On the other hand I am not yet convinced that SAP HANA MDC containers can be used (at least not out-of-the box) as shared solution for different customers on same SAP HANA installation. It might be possible – but not without very careful assessment of risks and creation of infrastructure architecture which would ensure full separation of individual clients.

I do not know how much is SAP ambitious with SAP HANA and if they really intend to turn SAP HANA into fully multitenant software but I am curious to see how things will develop with next releases of SAP HANA.

Updates

In this section I will try to list the most important updates since this blog was written in January 2015.

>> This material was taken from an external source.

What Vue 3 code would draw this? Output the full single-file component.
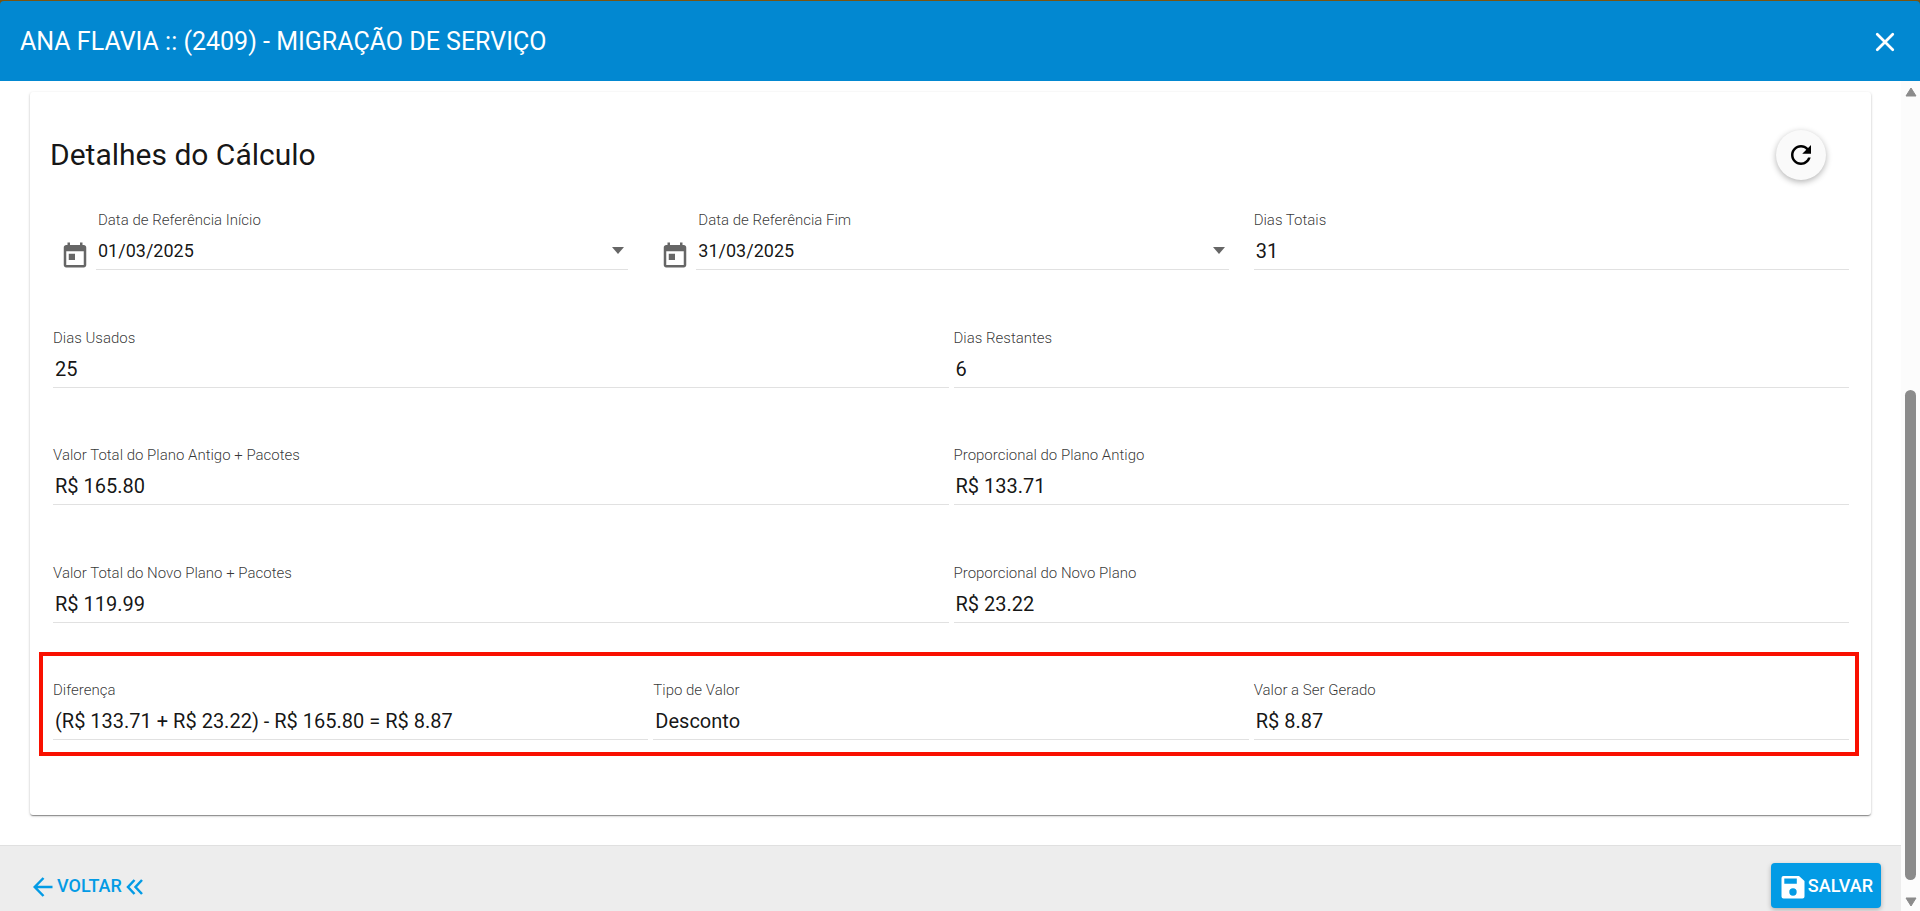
<script setup>
import { ref } from 'vue'

const start = ref('01/03/2025')
const end = ref('31/03/2025')

const rows = ref([
  [
    { id: 'inicio', label: 'Data de Referência Início', value: start, date: true },
    { id: 'fim', label: 'Data de Referência Fim', value: end, date: true },
    { id: 'totais', label: 'Dias Totais', value: '31' },
  ],
  [
    { id: 'usados', label: 'Dias Usados', value: '25' },
    { id: 'restantes', label: 'Dias Restantes', value: '6' },
  ],
  [
    { id: 'antigo', label: 'Valor Total do Plano Antigo + Pacotes', value: 'R$ 165.80' },
    { id: 'prop-antigo', label: 'Proporcional do Plano Antigo', value: 'R$ 133.71' },
  ],
  [
    { id: 'novo', label: 'Valor Total do Novo Plano + Pacotes', value: 'R$ 119.99' },
    { id: 'prop-novo', label: 'Proporcional do Novo Plano', value: 'R$ 23.22' },
  ],
  [
    { id: 'diferenca', label: 'Diferença', value: '(R$ 133.71 + R$ 23.22) - R$ 165.80 = R$ 8.87' },
    { id: 'tipo', label: 'Tipo de Valor', value: 'Desconto' },
    { id: 'gerado', label: 'Valor a Ser Gerado', value: 'R$ 8.87' },
  ],
])
</script>

<template>
  <div class="dialog">
    <header class="toolbar">
      <h1>ANA FLAVIA :: (2409) - MIGRAÇÃO DE SERVIÇO</h1>
      <button class="close" type="button" aria-label="Fechar">
        <svg viewBox="0 0 24 24" width="30" height="30">
          <path d="M5.8 5.8 18.2 18.2M18.2 5.8 5.8 18.2" fill="none" stroke="#fff" stroke-width="2.2" stroke-linecap="round" />
        </svg>
      </button>
    </header>

    <div class="body">
      <div class="content">
        <main>
          <section class="card">
            <div class="card-head">
              <h2>Detalhes do Cálculo</h2>
              <button class="fab" type="button" aria-label="Recalcular">
                <svg viewBox="0 0 24 24" width="30" height="30">
                  <path d="M17.65 6.35C16.2 4.9 14.21 4 12 4c-4.42 0-7.99 3.58-7.99 8s3.57 8 7.99 8c3.73 0 6.84-2.55 7.73-6h-2.08c-.82 2.33-3.04 4-5.65 4-3.31 0-6-2.69-6-6s2.69-6 6-6c1.66 0 3.14.69 4.22 1.78L13 11h7V4l-2.35 2.35z" />
                </svg>
              </button>
            </div>

            <form class="rows">
              <div
                v-for="(row, i) in rows"
                :key="i"
                class="row"
                :class="{ half: row.length === 2, marked: i === rows.length - 1 }"
              >
                <div v-for="f in row" :key="f.id" class="field" :class="{ date: f.date }">
                  <label :for="f.id">{{ f.label }}</label>
                  <div class="control">
                    <input :id="f.id" v-model="f.value" type="text" />
                    <button v-if="f.date" class="caret" type="button" aria-label="Abrir calendário"></button>
                  </div>
                  <svg v-if="f.date" class="calendar" viewBox="0 0 24 24" width="30" height="30">
                    <path d="M7 11h5v5H7z" />
                    <path fill-rule="evenodd" d="M19 4h-1V2h-2v2H8V2H6v2H5c-1.11 0-1.99.9-1.99 2L3 20c0 1.1.89 2 2 2h14c1.1 0 2-.9 2-2V6c0-1.1-.9-2-2-2zm0 16H5V9h14v11z" />
                  </svg>
                </div>
              </div>
            </form>
          </section>
        </main>

        <footer>
          <button class="back" type="button">
            <svg class="arrow" viewBox="0 0 20 20" width="20" height="20">
              <path d="M19.5 10H2M10.5 1 1.7 10l8.8 9" />
            </svg>
            <span>VOLTAR</span>
            <svg class="chevrons" viewBox="0 0 18 16" width="18" height="16">
              <path d="M8.5 1 2 8l6.5 7M16 1 9.5 8l6.5 7" />
            </svg>
          </button>
          <button class="save" type="button">
            <svg viewBox="0 0 24 24" width="24" height="24">
              <path fill-rule="evenodd" d="M2.5 1H18l5.5 5v15.5A2 2 0 0 1 21.5 23.5H2.5a2 2 0 0 1-2-2V3a2 2 0 0 1 2-2zM3.3 3.5v5.3h12.5V3.5zM12 13.3a3.7 3.7 0 1 0 0 7.4 3.7 3.7 0 0 0 0-7.4z" />
            </svg>
            <span>SALVAR</span>
          </button>
        </footer>
      </div>

      <div class="scrollbar" aria-hidden="true">
        <svg viewBox="0 0 12 10" width="12" height="10">
          <path d="M6 1 11 9H1z" />
        </svg>
        <div class="track"><div class="thumb"></div></div>
        <svg viewBox="0 0 12 10" width="12" height="10">
          <path d="M6 9 11 1H1z" />
        </svg>
      </div>
    </div>
  </div>
</template>

<style>
body {
  background: #7a5410;
}
</style>

<style scoped>
* {
  box-sizing: border-box;
}
.dialog {
  display: flex;
  flex-direction: column;
  min-height: 100vh;
  padding-top: 1px;
  font-family: Roboto, 'Noto Sans', sans-serif;
  color: rgba(0, 0, 0, 0.92);
}
button {
  border: 0;
  padding: 0;
  background: none;
  font: inherit;
  color: inherit;
  cursor: pointer;
}
svg {
  display: block;
  flex: none;
}
h1,
h2 {
  margin: 0;
  font-weight: 400;
}
.toolbar {
  display: flex;
  align-items: center;
  justify-content: space-between;
  height: 80px;
  padding: 2px 20px 0;
  border-radius: 4px 4px 0 0;
  background: #0288d1;
  color: #fff;
}
h1 {
  font-size: 25px;
  line-height: 30px;
}
.body {
  flex: 1;
  display: flex;
  background: #fff;
}
.content {
  flex: 1;
  min-width: 0;
  display: flex;
  flex-direction: column;
}
main {
  flex: 1;
  display: flex;
  padding: 11px 30px 30px;
}
.card {
  flex: 1;
  display: flex;
  flex-direction: column;
  padding: 38px 0 75px;
  border-radius: 3px;
  background: #fff;
  box-shadow: 0 1px 3px rgba(0, 0, 0, 0.2), 0 1px 1px rgba(0, 0, 0, 0.2), 0 2px 1px -1px rgba(0, 0, 0, 0.2);
}
.card-head {
  display: flex;
  align-items: center;
  justify-content: space-between;
  padding: 0 45px 0 20px;
  margin-bottom: 31px;
}
h2 {
  font-size: 30px;
  line-height: 36px;
}
.fab {
  display: grid;
  place-items: center;
  width: 50px;
  height: 50px;
  border-radius: 50%;
  background: #fafafa;
  color: #000;
  box-shadow: 0 2px 6px rgba(0, 0, 0, 0.3);
}
.fab svg {
  fill: currentColor;
}
.rows {
  flex: 1;
  display: flex;
  flex-direction: column;
  justify-content: space-between;
  gap: 24px;
  padding: 0 22px 0 23px;
}
.row {
  position: relative;
  display: grid;
  grid-template-columns: repeat(3, minmax(0, 1fr));
  gap: 5px;
}
.row.half {
  grid-template-columns: repeat(2, minmax(0, 1fr));
}
.marked::after {
  content: '';
  position: absolute;
  inset: -29px -10px -16px -14px;
  border: 4px solid #f91000;
  pointer-events: none;
}
.field {
  display: grid;
  grid-template-rows: 18px 37px;
  row-gap: 4px;
}
.field.date {
  grid-template-columns: 30px minmax(0, 1fr);
  column-gap: 6px;
  padding: 0 20px 0 7px;
}
label {
  font-size: 15px;
  font-weight: 300;
  line-height: 18px;
  color: rgba(0, 0, 0, 0.8);
}
.date label {
  grid-column: 2;
  padding-left: 2px;
}
.control {
  display: flex;
  align-items: center;
  border-bottom: 1px solid #e1e1e1;
}
.date .control {
  grid-area: 2 / 2;
  padding-bottom: 2px;
}
input {
  flex: 1;
  min-width: 0;
  height: 34px;
  border: 0;
  padding: 0 2px;
  background: none;
  outline: 0;
  font: inherit;
  font-size: 20px;
  color: inherit;
}
.date input {
  font-size: 18px;
}
.caret {
  margin-right: 4px;
  border: solid transparent;
  border-width: 7px 6px 0;
  border-top-color: #666;
}
.calendar {
  grid-area: 2 / 1;
  align-self: end;
  fill: #666;
}
footer {
  display: flex;
  align-items: center;
  justify-content: space-between;
  height: 66px;
  padding: 14px 20px 0 33px;
  border-top: 1px solid #e0e0e0;
  background: #ededed;
  font-size: 18px;
  font-weight: 500;
  line-height: 24px;
}
.back {
  display: flex;
  align-items: center;
  gap: 4px;
  color: #039be5;
}
.back svg {
  margin-top: 2px;
  fill: none;
  stroke: currentColor;
  stroke-width: 2.5;
}
.save {
  display: flex;
  align-items: center;
  gap: 3px;
  height: 45px;
  padding: 0 8px 0 10px;
  border-radius: 4px;
  background: #039be5;
  color: #fff;
  box-shadow: 0 2px 5px rgba(0, 0, 0, 0.26);
}
.save svg {
  margin-top: 2px;
  fill: #fff;
}
.scrollbar {
  display: flex;
  flex-direction: column;
  align-items: center;
  width: 19px;
  padding: 6px 0 4px;
  background: #fcfcfc;
}
.scrollbar svg {
  fill: #8b8b8b;
  stroke: #8b8b8b;
  stroke-width: 1;
  stroke-linejoin: round;
}
.track {
  flex: 1;
  display: flex;
  flex-direction: column;
  justify-content: flex-end;
  width: 11px;
  padding-bottom: 17px;
}
.thumb {
  height: 62.6%;
  border-radius: 6px;
  background: #8b8b8b;
}
</style>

I am not going to summarize the comments below the blog as I might misinterpret them - be sure to read them as they offer additional insight into the subject from recognized experts in the SAP HANA space...


17.12.2014

Yes this date is correct - apparently I did not do my homework correctly - in SAP Note 2096000 - SAP HANA multitenant database containers - Additional Information SAP is stating following information: "It is not recommended with SPS09 to run a hosted environment with several databases from different ... customers together in one multitenant container system. This kind of usage is reserved for SAP internal usage only."

16.4.2015

Again in SAP Note 2096000 - SAP HANA multitenant database containers - Additional Information SAP published information that: "Using 'Backint' with external backup tools for recovering MDC systems/tenants requires revision 94. This fix will allow to use Backint for backing up and recovering exactly the same tenant of an MDC system. It may not be used for restoring it into another tenant in the same or in another MDC system (tenant copy)."

Be sure to check with backup vendor if their solution is prepared for MDC setup - there is good reason for this question as command line call (using hdbsql) can fail if not correctly executed - multitenant installation need to have parameter -d correctly specified otherwise it is not clear where the tool is trying to connect (which would result in error).